Si la classe moyenne s’est maintenue, au prix d’une augmentation du travail et de l’endettement, les inégalités augmentent, surtout en raison des plus hauts revenus qui voient leur contribution fiscale diminuer sans cesse.

L’économiste français Thomas Piketty a bien documenté cette évolution à l’échelle mondiale, en s’intéressant particulièrement au 1% le plus riche de la population. L’économiste de l’Institut du nouveau monde (INM), Nicolas Zorn, a effectué les calculs pour le Québec.

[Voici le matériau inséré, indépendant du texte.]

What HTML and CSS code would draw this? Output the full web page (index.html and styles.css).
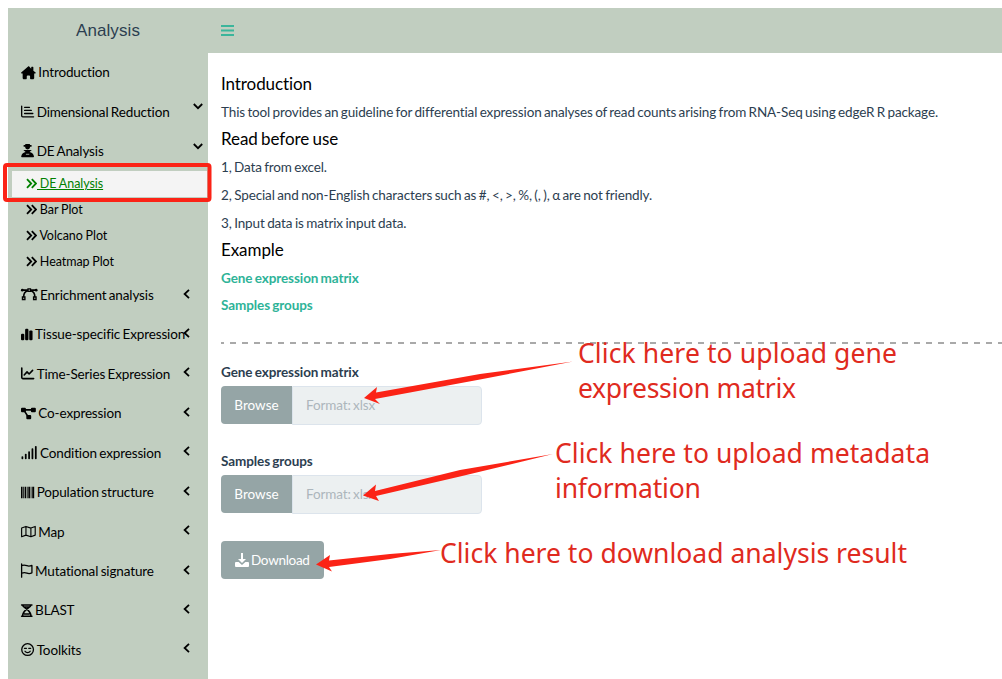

Ses résultats ont été publiés à l’IRÉC.

Ainsi, en 1985, le 1% le plus riche du Québec accaparait 7% de tous les revenus, contre presque 12% en 2009. Il explique que la croissance des revenus du 1% a été cinq fois plus importante que celle du 99% restant de la population.

Depuis le début des années 2000, la croissance des revenus du 1% découle essentiellement des gains à la bourse et des revenus d’entreprises. Enfin, les baisses d’impôt ont profité deux fois plus au 1% qu’au 99% restant.

L’étude des chercheurs de l’Université de Sherbrooke montre que la classe moyenne s’est maintenue grâce à l’intervention de l’État, qui a compensé l’accroissement des écarts de revenus du marché. Or, depuis la fin des années 1990, l’État joue moins bien son rôle de redistribution de la richesse. Les écarts de richesse augmentent et le maintien de la classe moyenne demeure fragile.

L’État fédéral baisse les impôts des entreprises et des plus fortunés et réduit ses transferts aux provinces et dans l’assurance-emploi. L’État provincial, qui reçoit moins de transferts d’Ottawa, lui emboîte le pas avec une fiscalité davantage complaisante pour les plus riches et l’austérité pour les services publics.